_The problem_:
Take every line from the listing below that includes "page" and copy it.

_Provided material_:

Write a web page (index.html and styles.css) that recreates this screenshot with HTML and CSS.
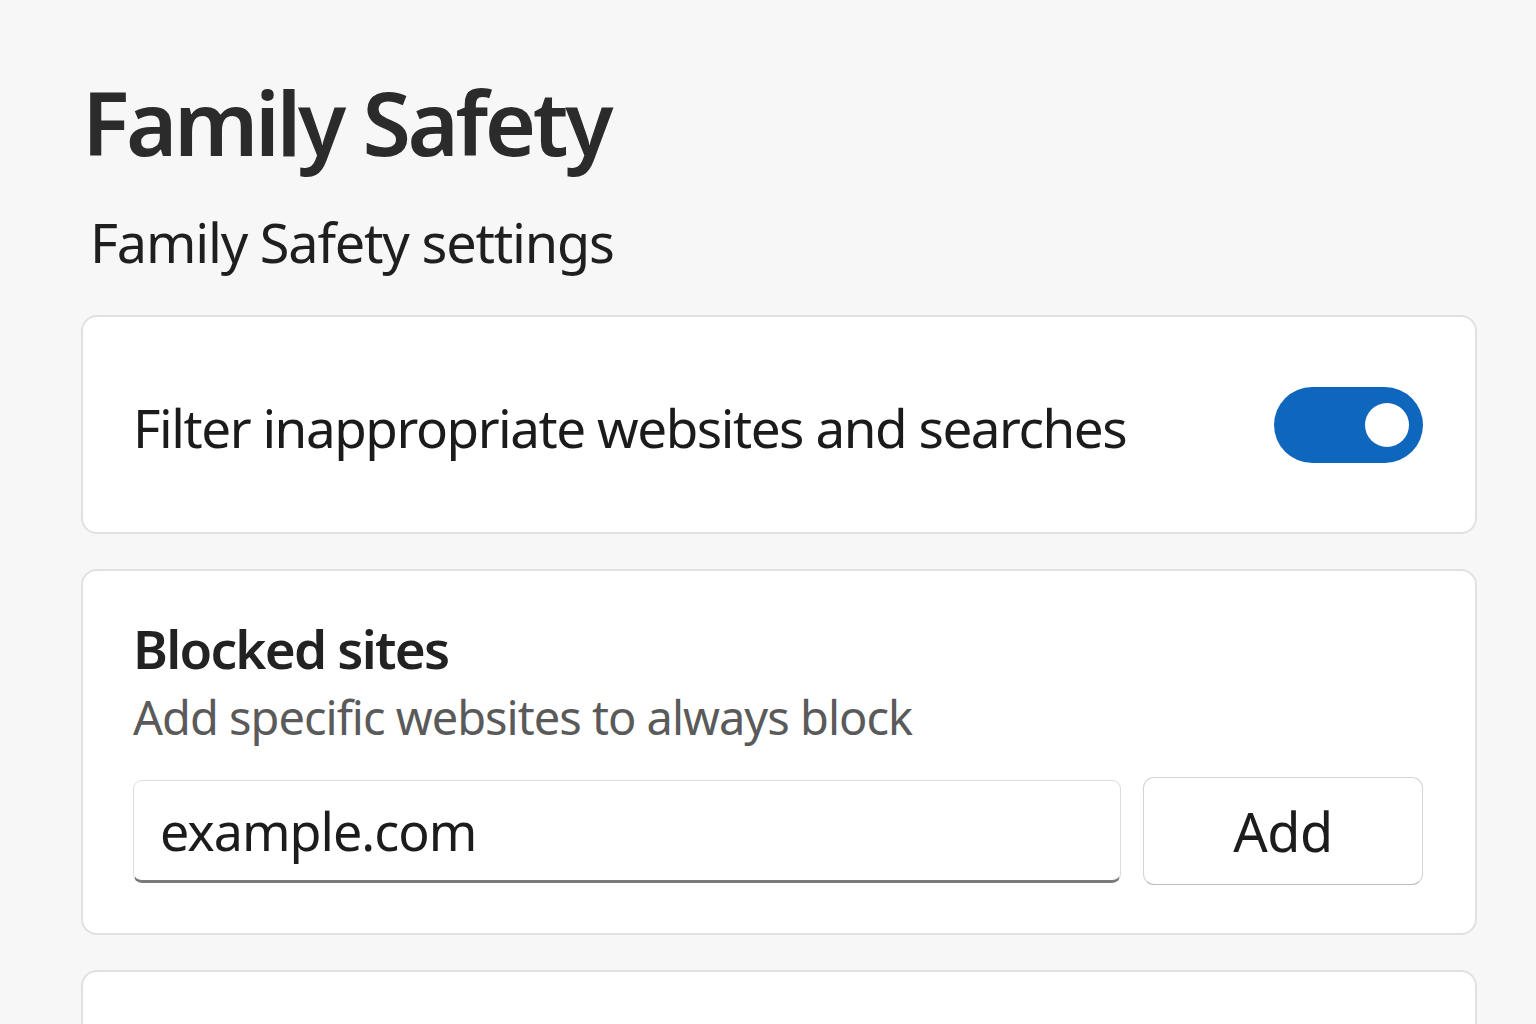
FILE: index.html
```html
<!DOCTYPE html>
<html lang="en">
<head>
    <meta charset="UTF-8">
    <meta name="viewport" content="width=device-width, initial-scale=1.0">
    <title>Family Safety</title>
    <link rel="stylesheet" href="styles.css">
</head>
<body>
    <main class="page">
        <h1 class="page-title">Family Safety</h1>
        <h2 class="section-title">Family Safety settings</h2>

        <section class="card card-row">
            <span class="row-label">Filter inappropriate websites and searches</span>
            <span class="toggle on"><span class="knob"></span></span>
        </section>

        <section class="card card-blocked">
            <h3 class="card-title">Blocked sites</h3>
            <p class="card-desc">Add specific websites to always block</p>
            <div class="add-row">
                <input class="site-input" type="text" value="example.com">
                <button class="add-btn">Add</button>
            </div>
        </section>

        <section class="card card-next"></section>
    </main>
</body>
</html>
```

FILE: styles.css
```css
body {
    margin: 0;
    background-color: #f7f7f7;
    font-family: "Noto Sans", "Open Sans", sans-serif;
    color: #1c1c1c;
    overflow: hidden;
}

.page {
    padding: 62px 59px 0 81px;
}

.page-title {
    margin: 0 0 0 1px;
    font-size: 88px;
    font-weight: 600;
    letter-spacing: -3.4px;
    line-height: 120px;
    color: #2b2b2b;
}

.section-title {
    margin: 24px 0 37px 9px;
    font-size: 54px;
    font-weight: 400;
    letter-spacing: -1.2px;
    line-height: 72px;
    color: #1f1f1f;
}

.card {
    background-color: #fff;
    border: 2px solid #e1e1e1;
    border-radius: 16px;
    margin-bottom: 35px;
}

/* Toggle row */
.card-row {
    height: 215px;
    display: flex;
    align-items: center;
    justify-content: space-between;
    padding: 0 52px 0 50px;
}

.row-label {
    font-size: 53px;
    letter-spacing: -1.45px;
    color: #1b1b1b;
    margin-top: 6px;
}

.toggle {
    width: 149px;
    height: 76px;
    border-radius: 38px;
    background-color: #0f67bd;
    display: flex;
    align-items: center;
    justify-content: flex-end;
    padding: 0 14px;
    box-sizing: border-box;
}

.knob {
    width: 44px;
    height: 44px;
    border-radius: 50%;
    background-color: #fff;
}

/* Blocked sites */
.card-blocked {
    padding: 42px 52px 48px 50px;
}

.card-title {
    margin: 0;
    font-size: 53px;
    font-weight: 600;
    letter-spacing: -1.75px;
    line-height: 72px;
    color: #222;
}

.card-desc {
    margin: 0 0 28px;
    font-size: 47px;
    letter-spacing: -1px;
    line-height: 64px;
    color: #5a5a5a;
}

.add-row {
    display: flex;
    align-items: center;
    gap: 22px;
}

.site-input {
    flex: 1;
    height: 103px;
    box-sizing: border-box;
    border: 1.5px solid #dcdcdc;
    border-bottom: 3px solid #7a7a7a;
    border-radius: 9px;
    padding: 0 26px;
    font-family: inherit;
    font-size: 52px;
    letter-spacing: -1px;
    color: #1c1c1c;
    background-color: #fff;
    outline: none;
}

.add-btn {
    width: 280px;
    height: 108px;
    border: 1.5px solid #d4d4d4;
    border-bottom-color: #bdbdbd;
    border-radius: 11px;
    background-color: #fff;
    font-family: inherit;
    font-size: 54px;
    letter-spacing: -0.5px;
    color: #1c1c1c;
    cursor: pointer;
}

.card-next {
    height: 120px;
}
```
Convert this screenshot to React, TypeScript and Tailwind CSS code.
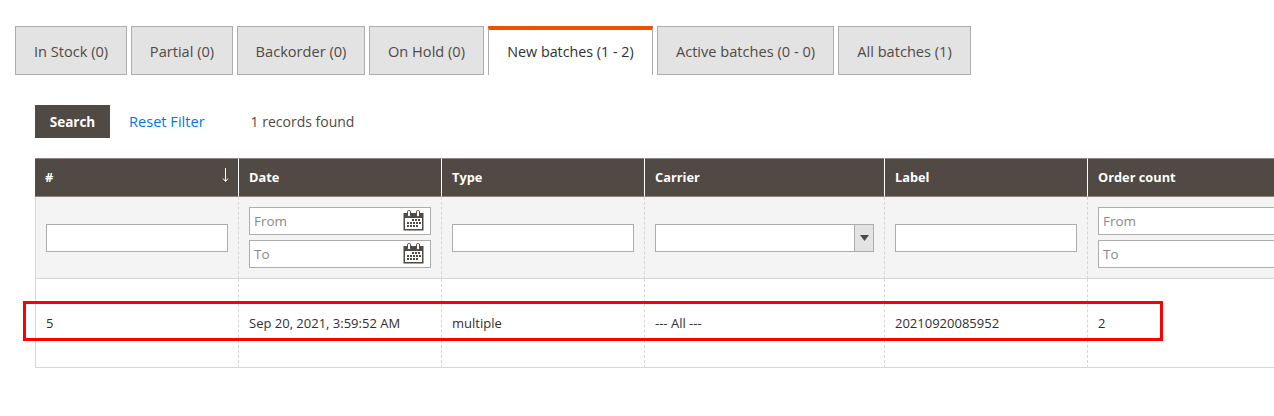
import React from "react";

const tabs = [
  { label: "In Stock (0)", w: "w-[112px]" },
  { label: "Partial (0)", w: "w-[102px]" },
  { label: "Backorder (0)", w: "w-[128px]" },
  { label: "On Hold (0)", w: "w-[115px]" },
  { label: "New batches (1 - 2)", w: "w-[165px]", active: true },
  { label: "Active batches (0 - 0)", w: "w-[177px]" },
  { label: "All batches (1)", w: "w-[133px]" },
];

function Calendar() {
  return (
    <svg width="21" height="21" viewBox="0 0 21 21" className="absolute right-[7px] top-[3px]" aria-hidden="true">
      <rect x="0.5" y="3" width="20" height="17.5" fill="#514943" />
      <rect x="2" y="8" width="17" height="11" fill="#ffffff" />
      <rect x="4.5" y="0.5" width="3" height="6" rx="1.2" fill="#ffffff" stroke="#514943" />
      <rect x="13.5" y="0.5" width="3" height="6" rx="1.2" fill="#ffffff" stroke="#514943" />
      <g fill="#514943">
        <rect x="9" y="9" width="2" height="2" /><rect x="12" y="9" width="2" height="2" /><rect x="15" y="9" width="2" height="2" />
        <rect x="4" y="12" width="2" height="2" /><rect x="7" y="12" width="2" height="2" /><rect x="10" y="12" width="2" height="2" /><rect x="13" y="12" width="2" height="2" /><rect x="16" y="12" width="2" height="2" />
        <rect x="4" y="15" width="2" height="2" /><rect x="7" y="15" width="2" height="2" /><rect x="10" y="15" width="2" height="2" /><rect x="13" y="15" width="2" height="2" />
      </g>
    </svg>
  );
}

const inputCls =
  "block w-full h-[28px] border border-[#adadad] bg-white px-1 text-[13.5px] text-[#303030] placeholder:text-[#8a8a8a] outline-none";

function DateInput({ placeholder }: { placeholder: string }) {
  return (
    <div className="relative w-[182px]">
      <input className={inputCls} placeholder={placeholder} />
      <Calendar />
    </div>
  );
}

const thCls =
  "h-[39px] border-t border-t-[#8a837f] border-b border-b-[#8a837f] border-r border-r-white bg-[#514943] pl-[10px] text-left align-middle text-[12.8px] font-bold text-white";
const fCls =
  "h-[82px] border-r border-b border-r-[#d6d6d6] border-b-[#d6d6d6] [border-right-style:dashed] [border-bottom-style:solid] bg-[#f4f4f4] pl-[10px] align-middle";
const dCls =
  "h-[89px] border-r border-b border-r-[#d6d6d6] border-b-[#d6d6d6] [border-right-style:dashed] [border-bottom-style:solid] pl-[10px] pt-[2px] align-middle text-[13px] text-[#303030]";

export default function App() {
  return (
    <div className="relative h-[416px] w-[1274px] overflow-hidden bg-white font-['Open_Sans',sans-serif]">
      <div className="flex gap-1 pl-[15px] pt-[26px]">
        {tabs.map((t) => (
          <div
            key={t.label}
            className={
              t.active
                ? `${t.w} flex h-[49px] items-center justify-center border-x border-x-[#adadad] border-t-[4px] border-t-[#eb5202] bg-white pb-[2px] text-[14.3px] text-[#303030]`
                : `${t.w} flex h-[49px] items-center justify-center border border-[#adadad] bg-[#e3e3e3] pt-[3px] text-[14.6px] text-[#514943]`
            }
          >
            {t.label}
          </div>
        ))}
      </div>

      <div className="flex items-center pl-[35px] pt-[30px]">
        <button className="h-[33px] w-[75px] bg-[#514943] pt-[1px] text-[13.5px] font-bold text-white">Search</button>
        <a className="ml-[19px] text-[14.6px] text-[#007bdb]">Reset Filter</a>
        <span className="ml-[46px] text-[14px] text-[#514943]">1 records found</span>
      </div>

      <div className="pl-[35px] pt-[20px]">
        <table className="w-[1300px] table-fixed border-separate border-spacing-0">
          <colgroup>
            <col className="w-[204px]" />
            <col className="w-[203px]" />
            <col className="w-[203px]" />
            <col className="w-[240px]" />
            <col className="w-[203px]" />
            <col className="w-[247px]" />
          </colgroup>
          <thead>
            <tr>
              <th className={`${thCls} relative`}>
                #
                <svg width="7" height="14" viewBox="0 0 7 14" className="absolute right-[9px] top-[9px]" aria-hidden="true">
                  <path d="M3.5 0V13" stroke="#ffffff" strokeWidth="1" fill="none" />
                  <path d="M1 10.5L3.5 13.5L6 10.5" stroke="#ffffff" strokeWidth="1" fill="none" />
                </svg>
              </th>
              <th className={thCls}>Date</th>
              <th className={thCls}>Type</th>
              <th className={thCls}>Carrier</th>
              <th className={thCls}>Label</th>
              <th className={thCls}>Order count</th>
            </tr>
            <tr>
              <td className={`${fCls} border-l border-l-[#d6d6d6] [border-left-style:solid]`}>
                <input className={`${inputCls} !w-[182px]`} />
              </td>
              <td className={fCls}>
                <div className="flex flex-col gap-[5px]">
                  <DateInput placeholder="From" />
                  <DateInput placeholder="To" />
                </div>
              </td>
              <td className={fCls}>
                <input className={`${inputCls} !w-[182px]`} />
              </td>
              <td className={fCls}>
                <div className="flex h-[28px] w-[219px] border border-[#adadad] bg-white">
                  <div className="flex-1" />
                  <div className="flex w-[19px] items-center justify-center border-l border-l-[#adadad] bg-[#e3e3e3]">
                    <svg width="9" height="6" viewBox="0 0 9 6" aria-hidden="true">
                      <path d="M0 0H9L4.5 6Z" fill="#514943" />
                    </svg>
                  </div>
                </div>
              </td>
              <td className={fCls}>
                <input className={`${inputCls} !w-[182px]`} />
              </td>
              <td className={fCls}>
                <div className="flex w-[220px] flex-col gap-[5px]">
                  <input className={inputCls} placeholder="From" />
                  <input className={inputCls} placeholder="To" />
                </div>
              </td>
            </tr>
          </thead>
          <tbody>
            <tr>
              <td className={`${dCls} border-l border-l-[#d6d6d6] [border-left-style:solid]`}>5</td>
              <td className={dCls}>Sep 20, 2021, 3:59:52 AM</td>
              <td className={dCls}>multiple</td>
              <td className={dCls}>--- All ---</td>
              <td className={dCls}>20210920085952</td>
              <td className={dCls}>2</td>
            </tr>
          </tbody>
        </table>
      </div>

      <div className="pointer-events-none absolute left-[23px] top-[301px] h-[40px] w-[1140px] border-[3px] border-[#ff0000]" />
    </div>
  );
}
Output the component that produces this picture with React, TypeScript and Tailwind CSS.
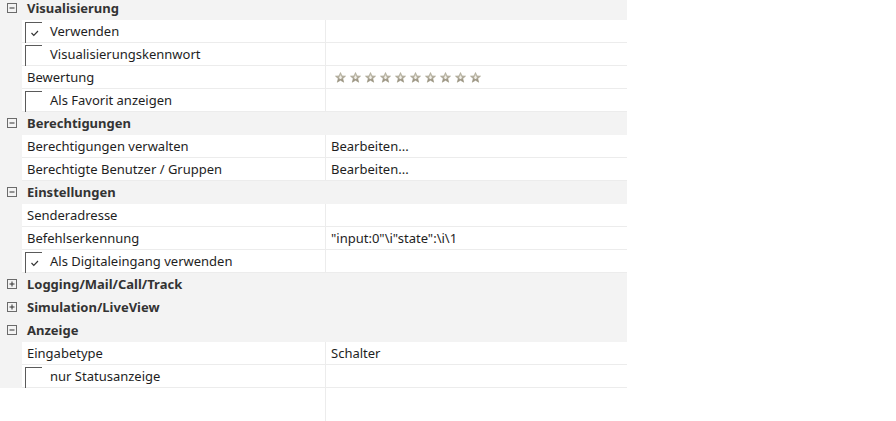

_Result of this exercise_:
Write a web page (index.html and styles.css) that recreates this screenshot with HTML and CSS.
    <main class="page">
        <h1 class="page-title">Family Safety</h1>
.page {
.page-title {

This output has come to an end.